There’s a reason for the five-year layoff between albums for Chicago’s Walking Bicycles. Since their last album, 2009’s Go?, guitarist Julius Moriarty was incarcerated in prison for three years for what the publicist notes was a non-violent offense. You might be tempted to write this band off knowing that an ex-con is a member of this group, but I believe in second chances and so long as Moriarty didn’t kill someone or harm a child, I would say that everyone makes mistakes and deserves a shot at redemption. Well, To Him That Wills the Way offers a sort of musical redemption for the group, buoyed by vocalist Jocelyn Summers, who can both seductively coo and wail like a banshee with the best of them. This is an album that rewards repeated listens, with its gloomy goth rock meets alternative rock style sticking in your cranium the more you spend time with it.

That’s not to say that the album doesn’t have its problem areas. Opening track “Impending Doom” starts things off with a sludgy, stoner Black Sabbath sound, but then suddenly turns on a dime with the second track “So” to take a more Jane’s Addiction approach that more or less continues for the rest of the record.

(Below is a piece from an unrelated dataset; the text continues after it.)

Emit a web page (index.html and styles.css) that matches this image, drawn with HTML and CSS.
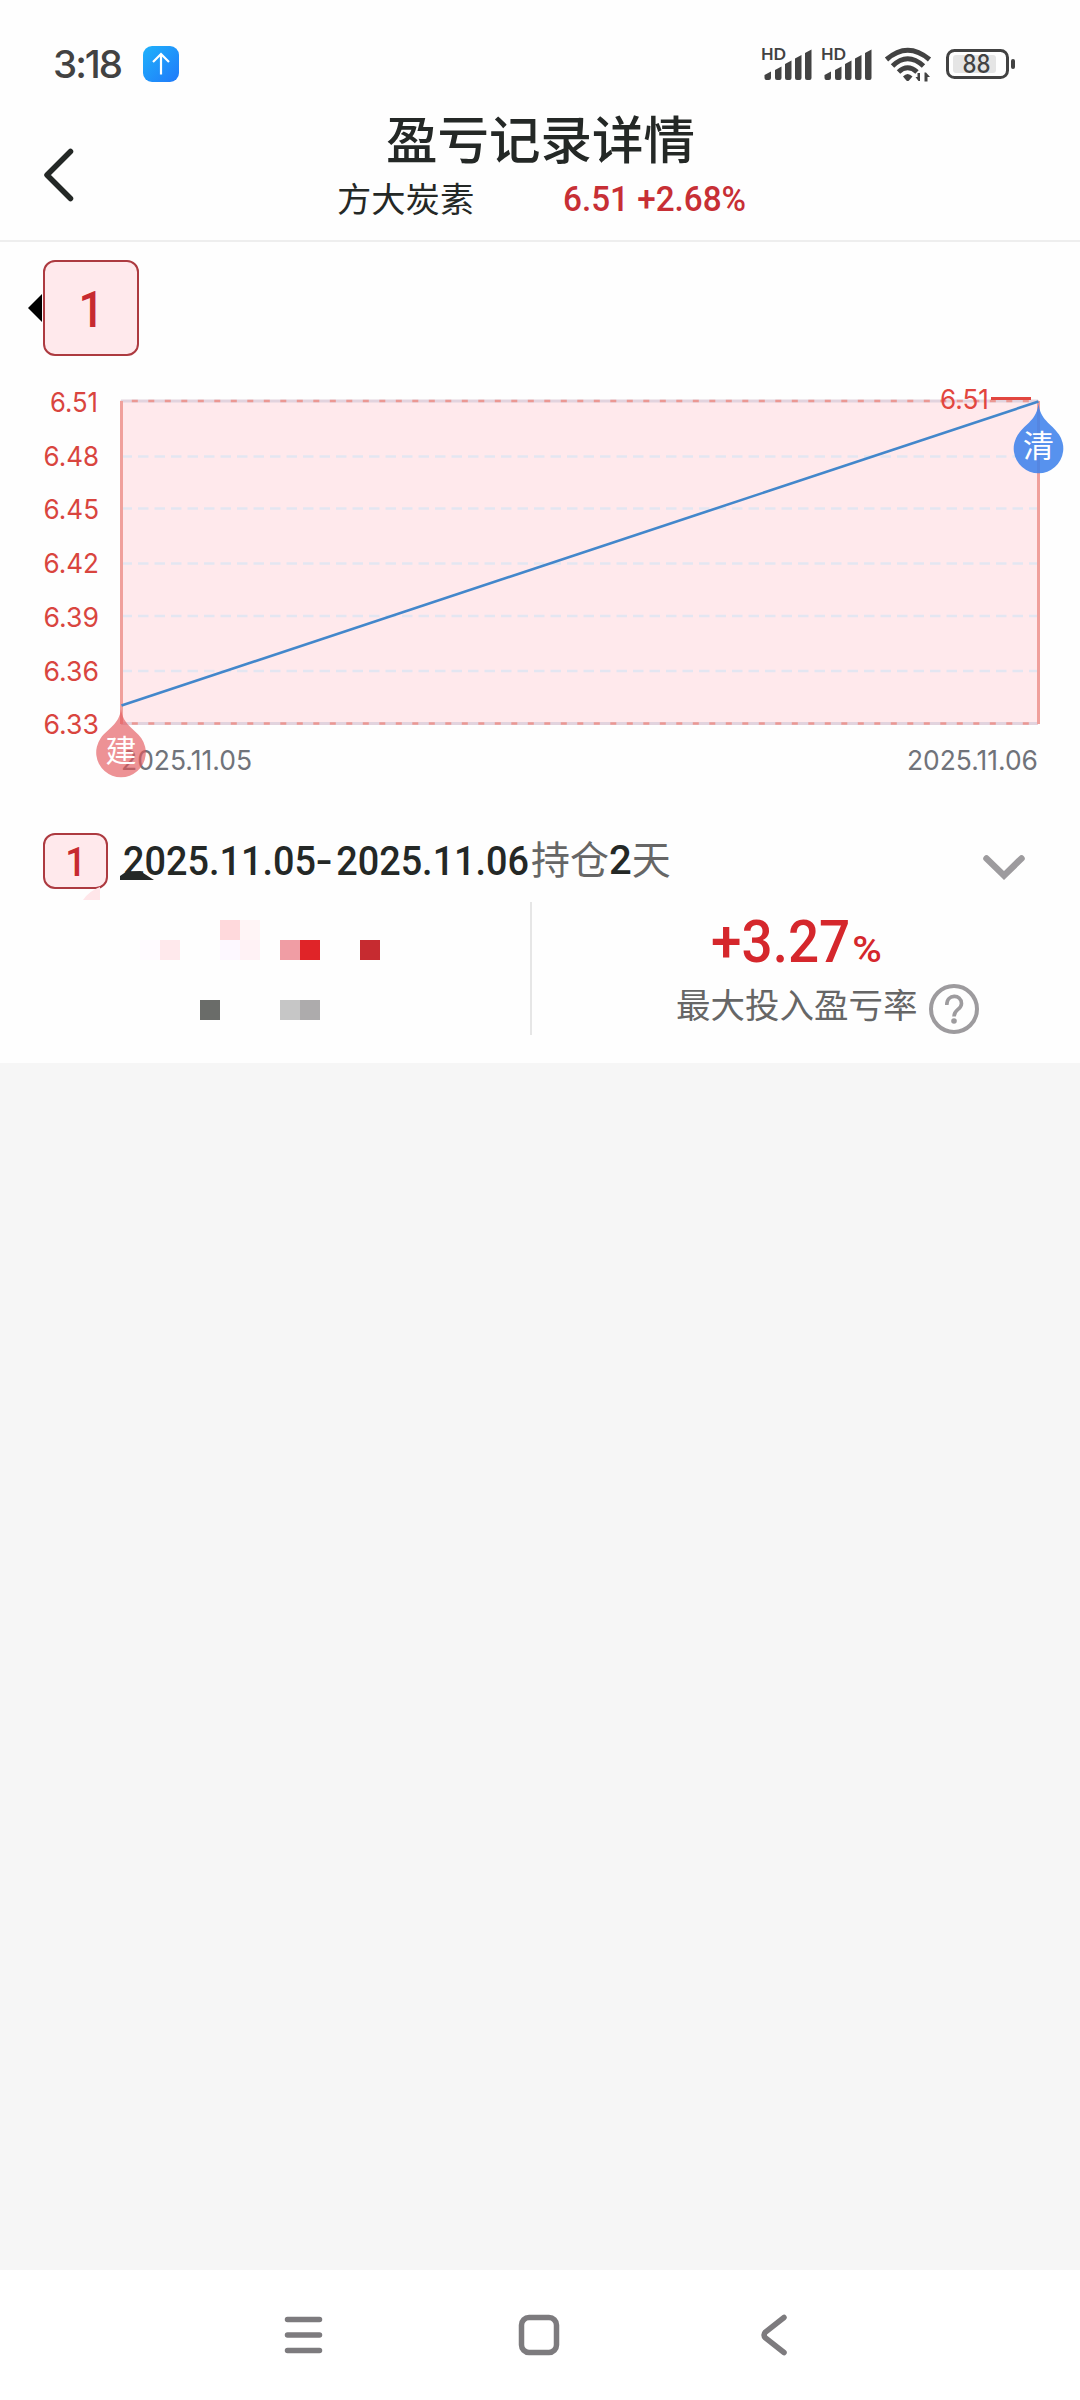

And the record ends with “Badada”, which stops things dead on a dime and makes the listener wonder what’s next. However, To Him That Wills the Way is still an appealing listen, made all the more potent with the band’s troubled backstory. Single “Eyesore” is particularly threatening and gloomy, and races along at an unrelenting clip. Basically, if you like your music dark and scary, To Him That Wills the Way is definitely the album for you.